= Iosif Amusin =

Soviet historian, orientalist, and papyrologist (1910–1984)

Iosif Davidovich Amusin (Ио́сиф Дави́дович Аму́син; French: Joseph Amoussine, November 29, 1910, Vitebsk – June 12, 1984, Leningrad) was a Soviet historian, orientalist, hebraist and papyrologyst, and a specialist in the history of the Ancient Near East and Qumran studies.

== History ==
He studied at the history department of the Leningrad State University under professors such as Vasily Struve and Alexander Tyumenev.

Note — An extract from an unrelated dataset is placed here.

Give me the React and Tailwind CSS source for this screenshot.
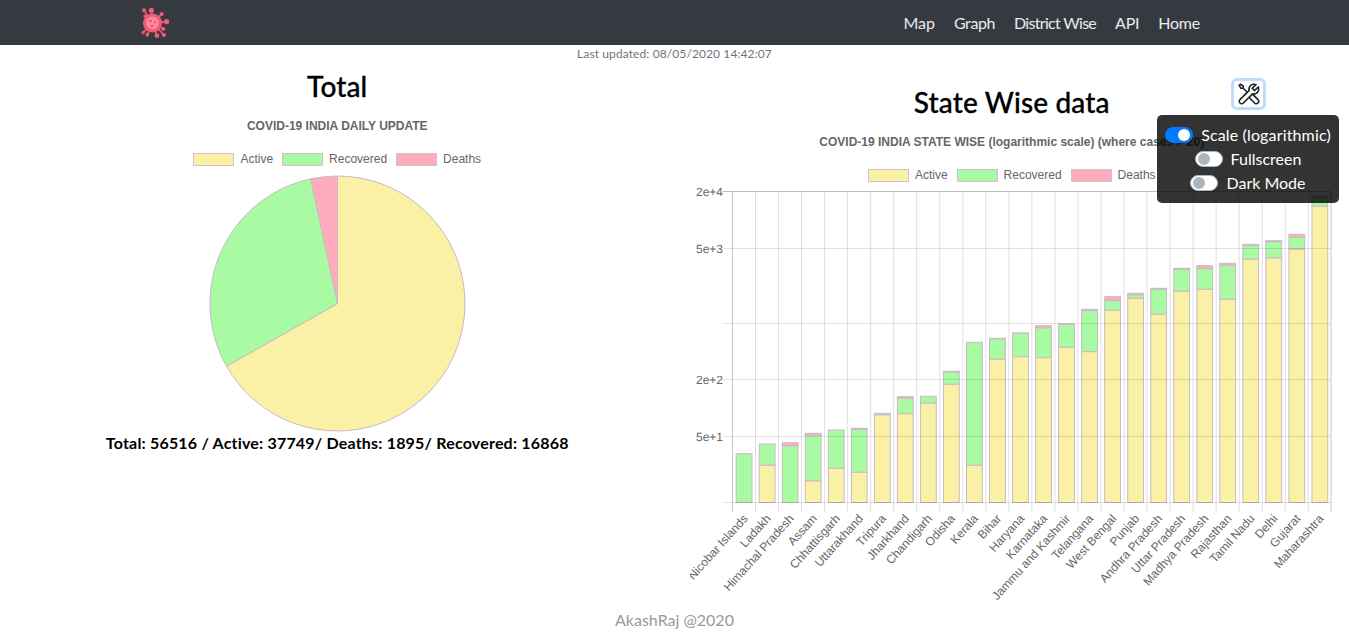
import { LiaToolsSolid } from 'react-icons/lia'

const COLORS = { active: '#faf0a6', recovered: '#a8fba3', deaths: '#ffadbd', border: '#cbb9c6' }

// pixel tops read off the chart: [name, active top, recovered top, deaths top]
const STATES = [
  ['Andaman and Nicobar Islands', 502.5, 453.7, 453.7],
  ['Ladakh', 465.3, 444, 444],
  ['Himachal Pradesh', 502.5, 446, 442.7],
  ['Assam', 481, 435.3, 433.3],
  ['Chhattisgarh', 468.3, 430, 430],
  ['Uttarakhand', 472.3, 429.3, 428.3],
  ['Tripura', 415, 413.3, 413.3],
  ['Jharkhand', 413.7, 398.3, 396.7],
  ['Chandigarh', 403.3, 396.3, 396.3],
  ['Odisha', 384.3, 372, 371.3],
  ['Kerala', 465.3, 342.3, 342.3],
  ['Bihar', 359.3, 338.7, 338.3],
  ['Haryana', 356.7, 333.3, 333],
  ['Karnataka', 357.7, 328, 325.7],
  ['Jammu and Kashmir', 347.3, 324.3, 324],
  ['Telangana', 351.7, 310.7, 309.3],
  ['West Bengal', 310.3, 300.7, 296.7],
  ['Punjab', 298.3, 295, 293.3],
  ['Andhra Pradesh', 314.3, 289.3, 288.3],
  ['Uttar Pradesh', 291.3, 269.3, 268.3],
  ['Madhya Pradesh', 289.3, 268.7, 265.7],
  ['Rajasthan', 299.3, 265.3, 263.3],
  ['Tamil Nadu', 259.3, 245.7, 244.3],
  ['Delhi', 258, 241.7, 240.7],
  ['Gujarat', 249.3, 237.3, 234.3],
  ['Maharashtra', 206.3, 197.3, 195.7],
]

const Y_LINES = [
  [191.5, '2e+4'],
  [248.5, '5e+3'],
  [323.5, ''],
  [379.5, '2e+2'],
  [436.5, '5e+1'],
  [502.5, ''],
]

// svg origin on the page
const OX = 690
const OY = 184
const LEFT = 732.5 - OX
const BOTTOM = 502.5 - OY
const CAT = 23.03

function Legend() {
  const items = [['Active', 'bg-[#faf0a6]'], ['Recovered', 'bg-[#a8fba3]'], ['Deaths', 'bg-[#ffadbd]']]
  return (
    <div className="flex justify-center gap-[9px] font-['Liberation_Sans',sans-serif] text-xs leading-[14px] text-[#666]">
      {items.map(([label, bg]) => (
        <div key={label} className="flex items-center gap-[6px]">
          <span className={`h-[13px] w-[41px] border border-[#d3c0ca] ${bg}`} />
          <span>{label}</span>
        </div>
      ))}
    </div>
  )
}

function PieChart() {
  const c = 128.5
  const r = 127.5
  const pt = (deg) => {
    const a = (deg * Math.PI) / 180
    return `${(c + r * Math.sin(a)).toFixed(2)} ${(c - r * Math.cos(a)).toFixed(2)}`
  }
  const slice = (from, to) => `M${c} ${c}L${pt(from)}A${r} ${r} 0 ${to - from > 180 ? 1 : 0} 1 ${pt(to)}Z`
  return (
    <svg width="257" height="257" className="block">
      <path d={slice(0, 240.5)} fill={COLORS.active} stroke={COLORS.border} />
      <path d={slice(240.5, 347.9)} fill={COLORS.recovered} stroke={COLORS.border} />
      <path d={slice(347.9, 360)} fill={COLORS.deaths} stroke={COLORS.border} />
    </svg>
  )
}

function BarChart() {
  return (
    <svg width="644" height="430" className="mx-auto block overflow-hidden font-['Liberation_Sans',sans-serif]">
      {STATES.map(([name], i) => {
        const x = LEFT + i * CAT
        return <line key={name} x1={x} x2={x} y1={191.5 - OY} y2={BOTTOM + 9} stroke="#e0e0e0" />
      })}
      <line x1={LEFT} x2={LEFT} y1={191.5 - OY} y2={BOTTOM + 9} stroke="#c4c4c4" />
      <line x1={641} x2={641} y1={191.5 - OY} y2={BOTTOM + 9} stroke="#c4c4c4" />

      {STATES.map(([name, a, r, d], i) => {
        const x = LEFT + i * CAT + 3.7
        const w = 15.8
        return (
          <g key={name} stroke={COLORS.border} strokeWidth="1">
            {d < r && <rect x={x} y={d - OY} width={w} height={r - d} fill={COLORS.deaths} />}
            {r < a && <rect x={x} y={r - OY} width={w} height={a - r} fill={COLORS.recovered} />}
            {a < 502 && <rect x={x} y={a - OY} width={w} height={502.5 - a} fill={COLORS.active} />}
          </g>
        )
      })}

      {Y_LINES.map(([y, label], i) => (
        <g key={y}>
          <line x1={723 - OX} x2={641} y1={y - OY} y2={y - OY} stroke={i === 0 ? '#bdbdbd' : '#000'} strokeOpacity={i === 0 ? 1 : 0.11} />
          {label && (
            <text x={723 - OX} y={y - OY + 4} textAnchor="end" fontSize="12" fill="#666" textRendering="geometricPrecision">
              {label}
            </text>
          )}
        </g>
      ))}

      {STATES.map(([name], i) => {
        const x = LEFT + i * CAT + CAT / 2 + 4.5
        const y = BOTTOM + 16.5
        return (
          <text key={name} x={x} y={y} transform={`rotate(-48 ${x} ${y})`} textAnchor="end" fontSize="12" fill="#666" textRendering="geometricPrecision">
            {name}
          </text>
        )
      })}
    </svg>
  )
}

function Virus() {
  const blobs = [
    [7, 3.3, 2], [14.3, 3.3, 2.6], [24.7, 7, 2], [29.7, 14.7, 2.6], [26.3, 22, 2],
    [27, 28, 2], [20, 28.7, 2.4], [10.3, 27.7, 2], [6, 25.7, 1.6], [8, 9, 1.6],
  ]
  return (
    <svg width="32" height="32" viewBox="0 0 32 32" className="block">
      {blobs.map(([x, y, r]) => (
        <g key={`${x}-${y}`}>
          <line x1="15.5" y1="16" x2={x} y2={y} stroke="#f25a74" strokeWidth="1.8" />
          <circle cx={x} cy={y} r={r} fill="#f25a74" />
        </g>
      ))}
      <circle cx="15.5" cy="16" r="9.6" fill="#f25a74" />
      <circle cx="15.5" cy="16" r="6.4" fill="#f98a9c" />
      <circle cx="13.5" cy="14" r="1.3" fill="#ec4f6c" />
      <circle cx="18" cy="15" r="1" fill="#ec4f6c" />
      <circle cx="15" cy="19" r="1.2" fill="#ec4f6c" />
    </svg>
  )
}

function Toggle({ label, on }) {
  return (
    <div className="flex h-6 items-center justify-center gap-2">
      <span className={`flex h-4 w-7 items-center rounded-full border px-[2px] ${on ? 'justify-end border-[#007bff] bg-[#007bff]' : 'border-[#adb5bd] bg-white'}`}>
        <span className={`h-3 w-3 rounded-full ${on ? 'bg-white' : 'bg-[#adb5bd]'}`} />
      </span>
      <span className={on ? 'tracking-[0.15px]' : ''}>{label}</span>
    </div>
  )
}

export default function App() {
  return (
    <div className="relative h-[633px] overflow-hidden bg-white font-['Lato',sans-serif] text-black">
      <nav className="flex h-[45px] items-center justify-between bg-[#343a40] pl-[137px] pr-[149px]">
        <Virus />
        <div className="flex gap-[19px] text-base text-white/90">
          <a>Map</a>
          <a className="tracking-[-0.4px]">Graph</a>
          <a className="tracking-[-0.7px]">District Wise</a>
          <a className="tracking-[-0.3px]">API</a>
          <a className="tracking-[-0.2px]">Home</a>
        </div>
      </nav>

      <p className="h-4 pt-px text-center text-xs leading-4 tracking-[0.1px] text-[#6c757d]">Last updated: 08/05/2020 14:42:07</p>

      <div className="grid grid-cols-2">
        <section className="flex flex-col items-center pt-[6px]">
          <h2 className="h-[38px] text-[28px] font-medium leading-[38px] tracking-[0.15px] [-webkit-text-stroke:0.3px_black]">Total</h2>
          <h3 className="mt-[14px] h-[14px] font-['Liberation_Sans',sans-serif] text-xs font-bold leading-[14px] text-[#666]">
            COVID-19 INDIA DAILY UPDATE
          </h3>
          <div className="mt-[19px]">
            <Legend />
          </div>
          <div className="mt-[9px]">
            <PieChart />
          </div>
          <p className="-mt-px text-base font-bold tracking-[0.19px]">Total: 56516 / Active: 37749/ Deaths: 1895/ Recovered: 16868</p>
        </section>

        <section className="relative pt-[22px]">
          <h2 className="h-[38px] text-center text-[28px] font-medium leading-[38px] tracking-[0.15px] [-webkit-text-stroke:0.3px_black]">State Wise data</h2>
          <h3 className="mt-[14px] h-[14px] text-center font-['Liberation_Sans',sans-serif] text-xs font-bold leading-[14px] text-[#666]">
            COVID-19 INDIA STATE WISE (logarithmic scale) (where cases &gt; 20)
          </h3>
          <div className="mt-[19px]">
            <Legend />
          </div>
          <div className="mt-[2px]">
            <BarChart />
          </div>
        </section>
      </div>

      <p className="absolute inset-x-0 bottom-[1px] text-center text-base text-[#999]">AkashRaj @2020</p>

      <button className="absolute left-[1231px] top-[78px] flex h-[32px] w-[35px] items-center justify-center rounded-[6px] border-[3px] border-[#bfdcff] bg-white text-[#212529]">
        <LiaToolsSolid className="h-[26px] w-[26px]" />
      </button>

      <div className="absolute left-[1157px] top-[115px] h-[88px] w-[182px] rounded-[5px] bg-black/80 pt-2 text-center text-base leading-6 text-white">
        <Toggle label="Scale (logarithmic)" on />
        <Toggle label="Fullscreen" />
        <Toggle label="Dark Mode" />
      </div>
    </div>
  )
}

Amusin was twice (in 1928 and 1938) arrested and sentenced for Zionist connections and "anti-Soviet" activity (acquitted posthumously in 1989). Graduated from the Historical Faculty of Leningrad University (1935–1941). Served as a medical officer during the Second World War.

After 1945, Amusin taught ancient history at the Leningrad Pedagogical Institute and Leningrad University until the anti-Semitic campaign against the so-called "cosmopolitanism," when he lost his job and, after a long period of unemployment, began lecturing at the Ulyanovsk Pedagogical Institute (1950–1954).

Upon returning in Leningrad in 1954, Amusin became a research fellow at the Institute of Archaeology and the Institute of Oriental Studies of the Soviet Academy of Sciences in Leningrad. From the late 1950s, he published about 100 works on the Qumran and Dead Sea Scrolls.